Hmm. It's late at night, or the end of a tiring day, and what's available is the corner store / gas station / pantry (last stocked a week ago). The desire to eat one of those kinda mediocre grocery store cupcakes (which you're accustomed to by now, because who has time/money for the real thing?) is pretty high. And those Twinkies are sitting there. They're sort of like grocery store cupcakes. They have almost the right texture (despite having been on the shelf for like, two weeks, and who knows how long they spent on a truck, and in some industrial freezer). The cake flavor is . . . based on flour and fat. The frosting is inside, and that kinda makes sense since it wouldn't have survived the ride if it was on the exterior. Frosting's also kind of weird, but that's the stabilizing and texturizing again (can't use butter, it would rot, can't use most fats, they would separate, it's pretty much just whipped sugar and another of those texturizing agents). Well, close enough to quench the craving, probably.

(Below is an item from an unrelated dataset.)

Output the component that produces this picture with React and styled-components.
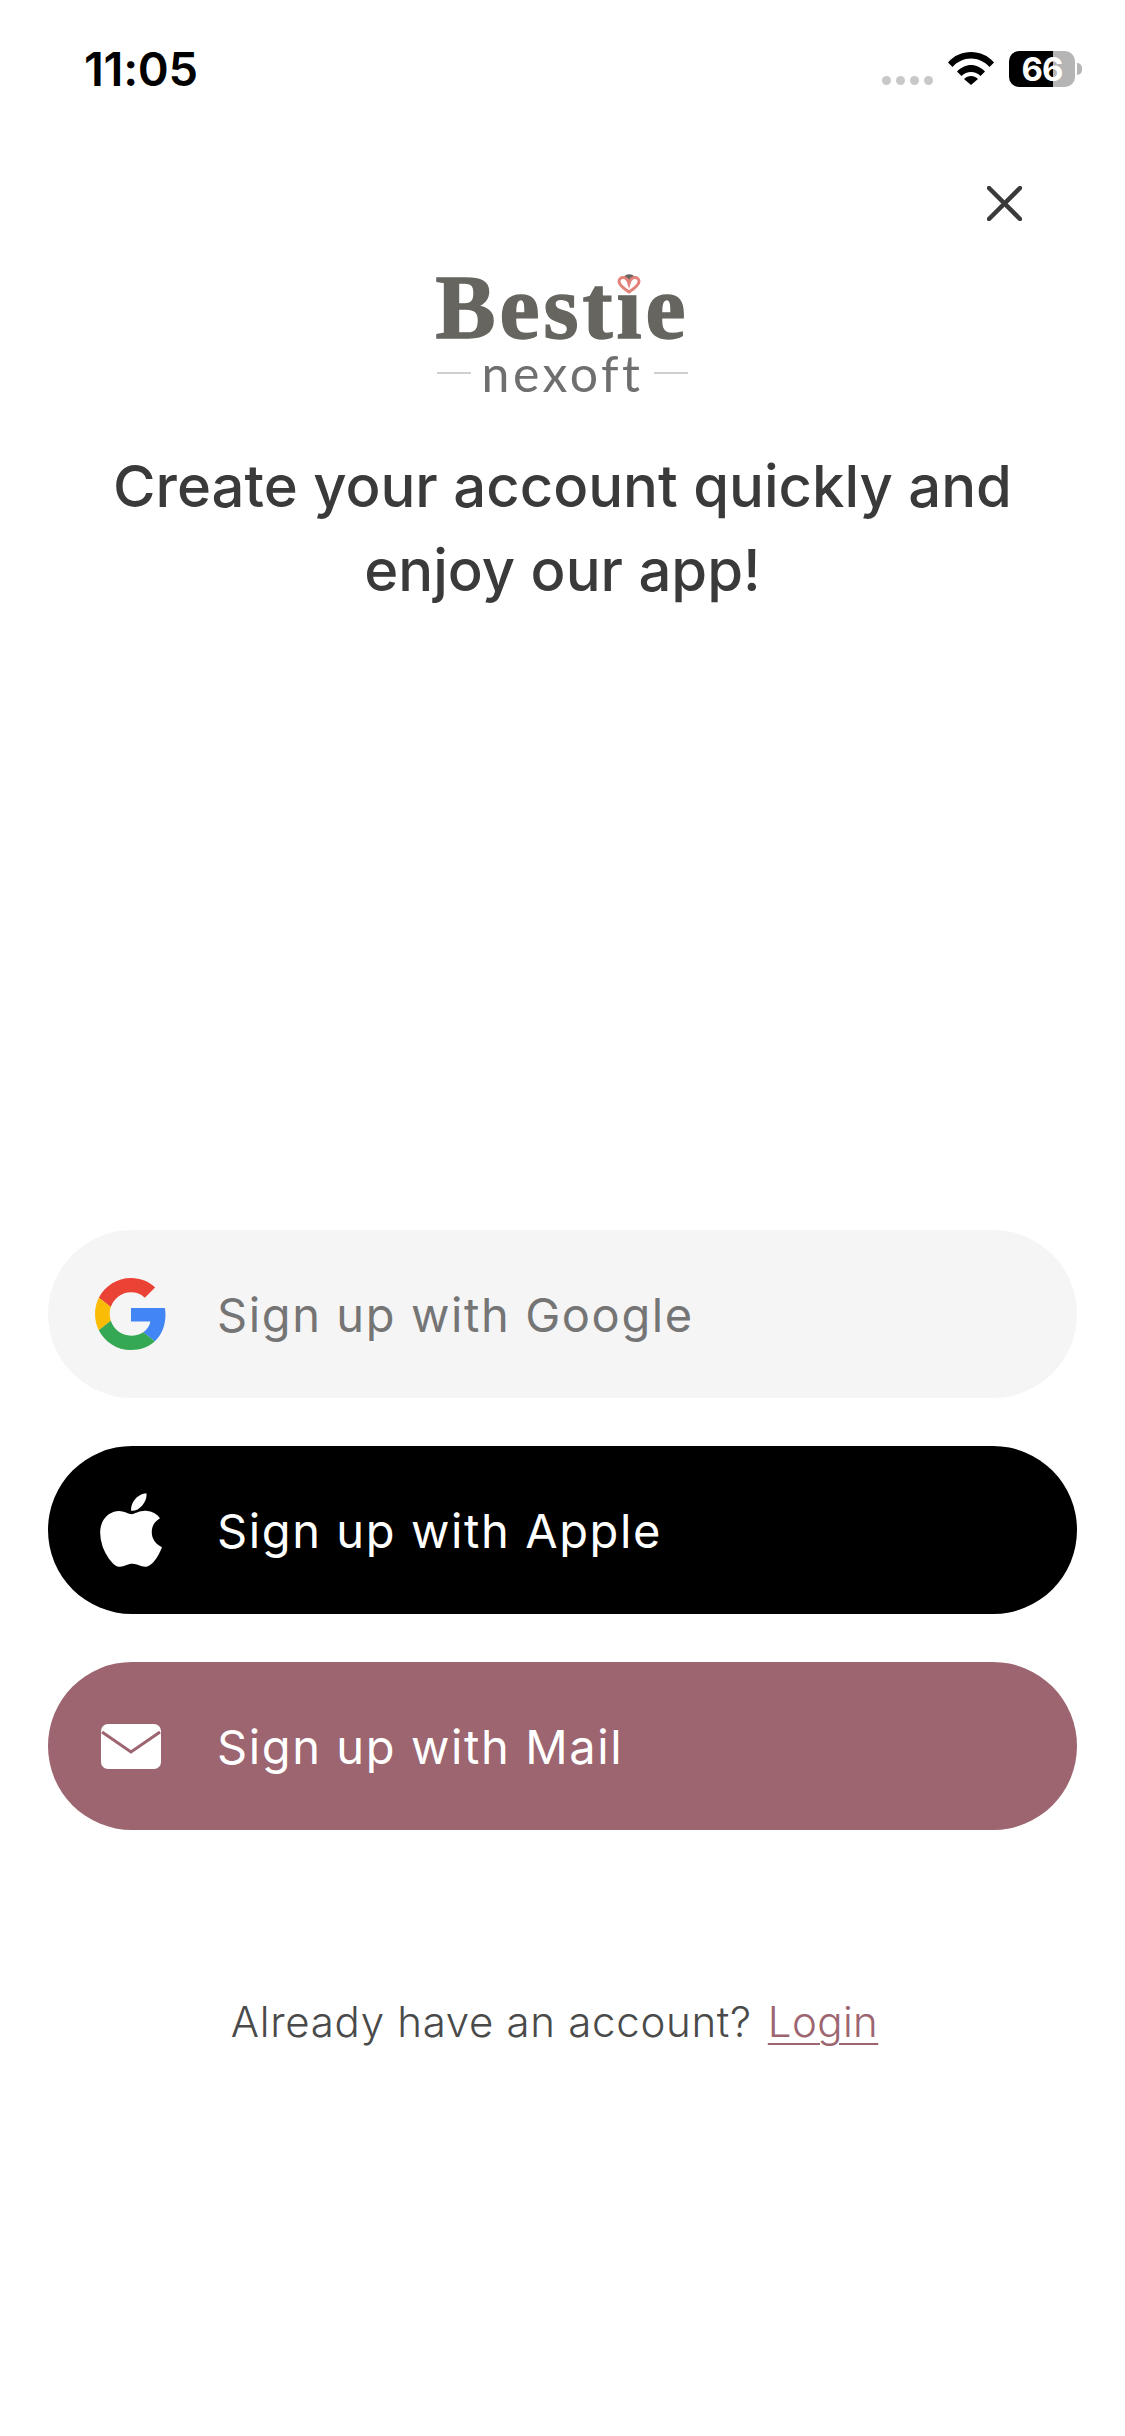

And of course, there are probably another couple layers in there of degradation, because at least according to the comments here (I haven't eaten a Twinkie in 20 years I think), the current Twinkies are actually just reminders of what Twinkies used to be.
So it's probably just a reminder of a reminder . . . of a really good baked good. It's what's available cheaply and easily. And it's kind of representative of a lot of what's wrong with American food.
Animals (including humans) are pretty good at deciding that what's available to eat is what's good to eat. That's good for survival. Unfortunately, it's also apparently easy enough to trick using modern food science.